Stein Mart had financial troubles and closed in 2002. The store was later bought by Steve & Barry's around the mid-2000s, and liquidated in late 2008, following Steve and Barry's bankruptcy. In late 2008, Towne East Square received a renovation to give it more of an upscale look, including escalator movements. During the summer of 2009, Mattress Hub expanded their store at the mall into the former Steve and Barry's space, and moved in mid-2010 for Wright Career College, which opened in 2011.

A BJ's Restaurants opened outside the mall on July 16, 2012. On September 17 of the same year, Longhorn Steakhouse would open in the surrounding area.

Wright Career College later went bankrupt on April 16, 2016; Glow Golf later replaced Wright Career College on April 29, 2017, after moving from Reflection Ridge Plaza on the west side of Wichita. In 2018, Sears announced they would be closing 80 stores, including this one, which would close in March 2019. Glow Golf Wichita then announced on Facebook that they would be closing. Round One Entertainment later took up the space on July 18, 2020, causing four other businesses at the mall to move elsewhere in order to accommodate the tenant expansion.

Meanwhile, on December 28, 2018, it was announced that Sears would be closing as part of a plan to close 80 stores nationwide. The store closed in March 2019.

Scheels was confirmed on July 14, 2021, to replace Sears. The store opened on July 1, 2023.

On December 14, 2021, it was announced that Towne East Square would get a major overhaul both inside and outside of the mall. This overhaul would include the entrances getting wood and glass details and new signage, outdoor seating areas would be added, and the parking lots and entryways would get new landscaping. The parking lot also would be repaved. In 2021 it was reported that the mall's second level would get updated flooring.
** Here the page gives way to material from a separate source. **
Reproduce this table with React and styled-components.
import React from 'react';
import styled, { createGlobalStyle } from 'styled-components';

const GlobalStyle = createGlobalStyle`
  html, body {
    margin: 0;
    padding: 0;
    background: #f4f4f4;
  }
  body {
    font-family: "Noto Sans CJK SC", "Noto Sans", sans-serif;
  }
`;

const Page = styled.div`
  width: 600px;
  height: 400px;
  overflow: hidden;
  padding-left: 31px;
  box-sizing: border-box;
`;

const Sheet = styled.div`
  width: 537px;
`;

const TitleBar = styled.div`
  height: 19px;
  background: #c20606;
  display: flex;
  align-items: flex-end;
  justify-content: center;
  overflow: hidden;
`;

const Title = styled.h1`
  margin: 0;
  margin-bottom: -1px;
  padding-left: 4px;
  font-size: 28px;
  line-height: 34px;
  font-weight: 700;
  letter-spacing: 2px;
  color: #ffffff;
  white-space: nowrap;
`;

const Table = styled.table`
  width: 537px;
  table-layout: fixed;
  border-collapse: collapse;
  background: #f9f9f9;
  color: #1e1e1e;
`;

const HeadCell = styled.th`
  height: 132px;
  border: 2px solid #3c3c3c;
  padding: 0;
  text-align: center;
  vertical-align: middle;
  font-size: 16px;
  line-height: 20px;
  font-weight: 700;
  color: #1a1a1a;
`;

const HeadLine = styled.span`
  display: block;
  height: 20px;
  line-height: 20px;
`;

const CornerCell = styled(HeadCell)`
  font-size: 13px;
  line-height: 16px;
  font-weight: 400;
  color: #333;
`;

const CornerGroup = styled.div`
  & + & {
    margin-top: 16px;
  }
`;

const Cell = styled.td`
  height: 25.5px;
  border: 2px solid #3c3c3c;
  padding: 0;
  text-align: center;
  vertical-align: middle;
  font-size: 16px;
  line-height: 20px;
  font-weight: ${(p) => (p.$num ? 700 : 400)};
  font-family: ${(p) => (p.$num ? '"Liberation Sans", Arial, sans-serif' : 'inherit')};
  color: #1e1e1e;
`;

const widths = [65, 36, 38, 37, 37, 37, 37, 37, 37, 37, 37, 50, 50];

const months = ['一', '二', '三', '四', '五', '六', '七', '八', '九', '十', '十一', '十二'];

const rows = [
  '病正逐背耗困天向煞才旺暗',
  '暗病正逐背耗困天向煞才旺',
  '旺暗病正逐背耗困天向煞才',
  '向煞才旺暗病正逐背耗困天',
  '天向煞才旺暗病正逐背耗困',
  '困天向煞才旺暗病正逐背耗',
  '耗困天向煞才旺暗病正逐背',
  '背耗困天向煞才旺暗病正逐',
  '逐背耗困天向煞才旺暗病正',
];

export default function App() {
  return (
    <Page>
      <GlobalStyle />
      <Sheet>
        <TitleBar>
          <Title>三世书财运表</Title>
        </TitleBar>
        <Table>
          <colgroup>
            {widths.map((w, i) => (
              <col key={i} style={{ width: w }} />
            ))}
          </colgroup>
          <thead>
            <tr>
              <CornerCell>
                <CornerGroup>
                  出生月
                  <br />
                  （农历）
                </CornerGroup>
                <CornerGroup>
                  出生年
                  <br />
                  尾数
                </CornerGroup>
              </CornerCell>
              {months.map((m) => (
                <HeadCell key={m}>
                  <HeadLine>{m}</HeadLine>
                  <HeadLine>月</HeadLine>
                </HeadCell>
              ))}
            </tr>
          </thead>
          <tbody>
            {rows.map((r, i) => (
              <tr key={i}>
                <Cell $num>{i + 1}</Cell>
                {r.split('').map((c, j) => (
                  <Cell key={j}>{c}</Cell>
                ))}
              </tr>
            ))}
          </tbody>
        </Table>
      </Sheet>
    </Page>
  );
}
On March 18, 2022, at around 5:30 PM, a shooting happened inside the Towne East Square close to the ROUND1 establishment. There was one death of a 14-year-old child. Police captured two suspects, one aged 16 and the other 17. This all stemmed from an argument between the teenagers when eventually one of them pulled out a firearm and fired it five to six times.

On August 31, 2024, a little before 6:00 PM, a fight between some teenagers caused mass hysteria of a supposed shooting. There was no evidence of a shooting except for a witness saying they heard gunshots.

On August 8, 2025, at around 3:30 PM, a shooting at the Scheels anchor store caused the store to go on lockdown. Two people were severely injured following the shooting.